Historian, broadcaster and member of TV-am's Famous Five;

Born: October 5, 1919; Died: January 11, 2013.

Robert Kee, who has died aged 93, was a broadcaster renowned for his bullish independence, detailed research and scorn for a quick headline.

It was this last quality that led to his swift departure from the so-called Famous Five who fronted TV-am's first breakfast programmes in the 1980s.

He was born in Calcutta where his father, a Scot from Greenock, was a jute trader. After winning a scholarship, Kee was educated at Stowe and Oxford, where he became a protege of the great historian AJP Taylor.

After war broke out, he served with Bomber Command but was shot down over Holland and sent to a prisoner of war camp in Poland (he often joked that going to English public school was good preparation). He spent three years there and tried to escape twice, once dressed as a French peasant; he succeeded the second time.

Kee's career choice in peacetime was journalism and he began at the legendary magazine Picture Post before working for The Sunday Times and the Observer and then moving into television in the late 1950s.

Over the years he worked for all the channels – such was his independence – but one of his most prominent roles was as a reporter and presenter for the BBC's Panorama programme. Among his most notable reports were dispatches from Algeria during the war of independence, delivered from the thick of the action with great calmness and authority.

Perhaps his greatest success in broadcasting was his epic, 13-hour television history of Ireland, which, along with The World at War, was one of the landmarks of 20th-century television and the kind of programme that is no longer made. Shown in 1980, it was seen as controversial and ground-breaking at the time because Kee interviewed Republican gunmen and bombers and it was shown to great acclaim in America and Britain.

Three years later, as breakfast television began to take off, Kee joined the TV-am team. There is a famous picture of him on the sofa quaffing champagne with his colleagues David Frost, Anna Ford, Michael Parkinson and Angela Rippon in which he looks the least comfortable – an impression that reflected the reality.

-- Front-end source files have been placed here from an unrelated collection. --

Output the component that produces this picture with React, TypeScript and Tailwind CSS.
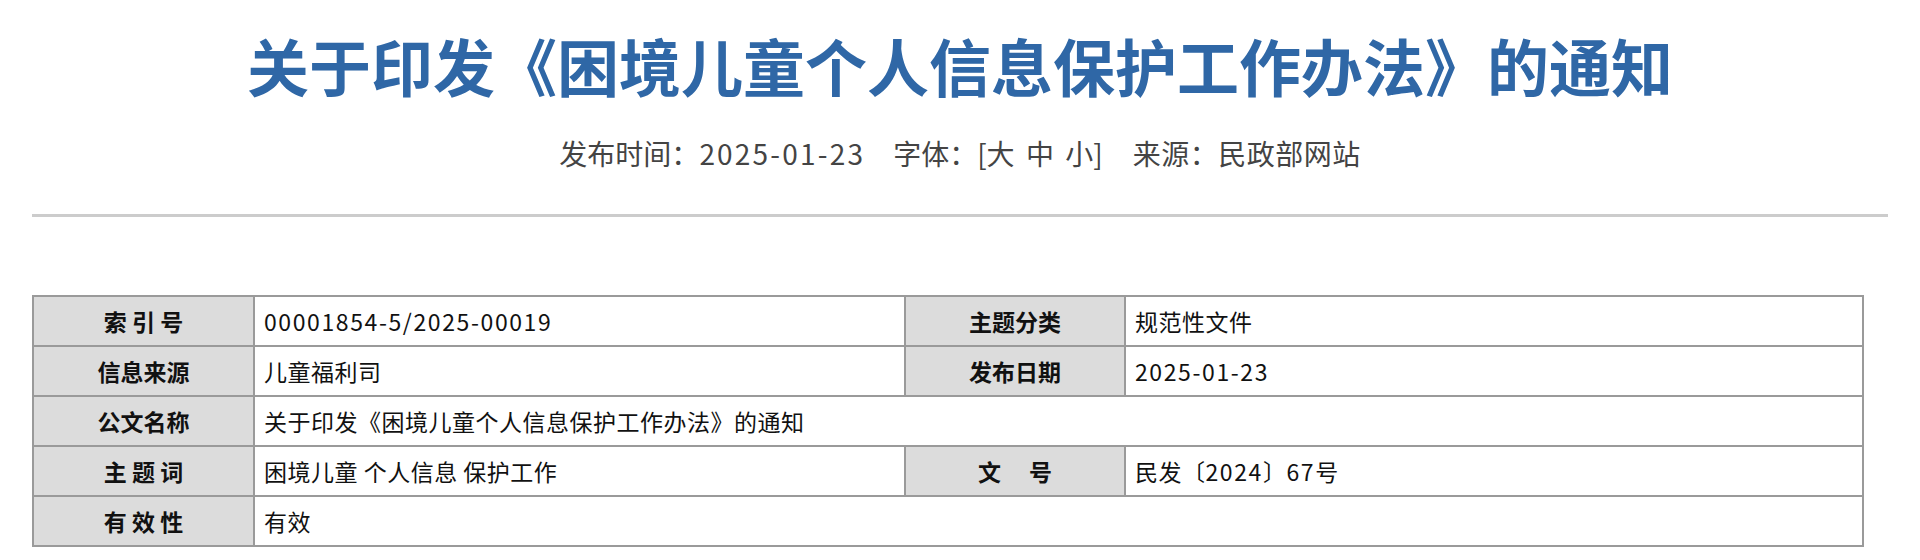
const labelCls =
  'bg-[#dcdcdc] flex items-center justify-center text-[23px] font-bold text-[#111]';
const valueCls = 'bg-white flex items-center pl-[9px] text-[23px] text-[#111] tracking-[0.5px]';

function Num({ children }: { children: React.ReactNode }) {
  return <span className="tracking-[1.6px]">{children}</span>;
}

export default function App() {
  return (
    <div className="min-h-screen bg-white px-8 font-['Noto_Sans_CJK_SC',sans-serif]">
      <h1 className="pt-[28px] text-center text-[62px] leading-[74px] font-bold text-[#2f67a6]">
        关于印发《困境儿童个人信息保护工作办法》的通知
      </h1>

      <div className="mt-[33px] flex justify-center text-[28px] leading-[36px] text-[#444]">
        <span>
          发布时间：<span className="tracking-[2.2px]">2025-01-23</span>
        </span>
        <span className="ml-[28px] [word-spacing:5px]">字体：[大 中 小]</span>
        <span className="ml-[30px] tracking-[0.5px]">来源：民政部网站</span>
      </div>

      <div className="mt-[43px] h-[3px] bg-[#cccccc]" />

      <div className="mt-[78px] w-fit grid grid-cols-[219px_649px_218px_736px] auto-rows-[48px] gap-[2px] p-[2px] bg-[#9a9a9a]">
        <div className={labelCls}>索 引 号</div>
        <div className={valueCls}>
          <Num>00001854-5/2025-00019</Num>
        </div>
        <div className={labelCls}>主题分类</div>
        <div className={valueCls}>规范性文件</div>

        <div className={labelCls}>信息来源</div>
        <div className={valueCls}>儿童福利司</div>
        <div className={labelCls}>发布日期</div>
        <div className={valueCls}>
          <Num>2025-01-23</Num>
        </div>

        <div className={labelCls}>公文名称</div>
        <div className={`${valueCls} col-span-3`}>关于印发《困境儿童个人信息保护工作办法》的通知</div>

        <div className={labelCls}>主 题 词</div>
        <div className={valueCls}>困境儿童 个人信息 保护工作</div>
        <div className={labelCls}>文　 号</div>
        <div className={valueCls}>
          民发〔<Num>2024</Num>〕<Num>67</Num>号
        </div>

        <div className={labelCls}>有 效 性</div>
        <div className={`${valueCls} col-span-3`}>有效</div>
      </div>
    </div>
  );
}
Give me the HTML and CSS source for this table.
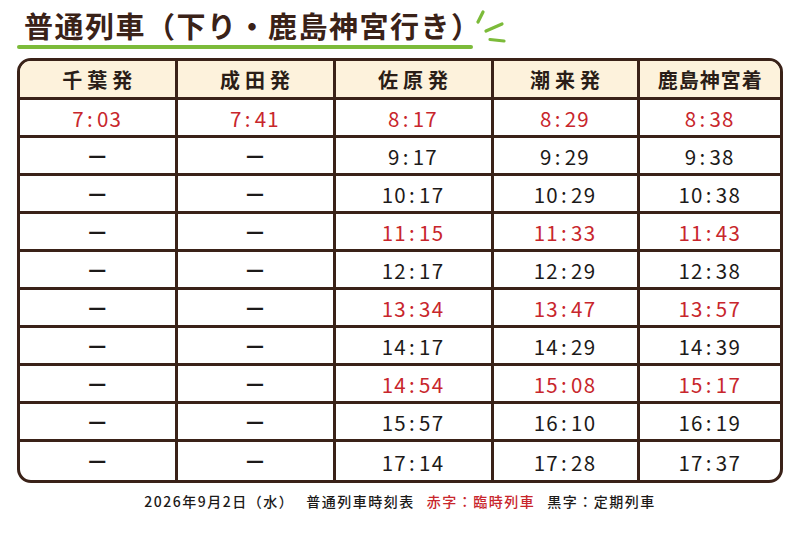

From the start, he was the least glitzy and showbiz of the team and within weeks, as TV-am veered away from its original news-based agenda, the project had gone wrong and Kee was gone.

In the years that followed the debacle, Kee continued to broadcast and write books, including novels, one of which, A Crowd is Not Company, was autobiographical and related his experiences during the war. He also wrote Trial and Error in 1986, which examined the verdict on the Guildford Four. The book was influential in beginning a process that eventually led to the verdict being quashed.

Kee, who was married three times, is survived by his third wife and a son and two daughters. Another son pre-deceased him.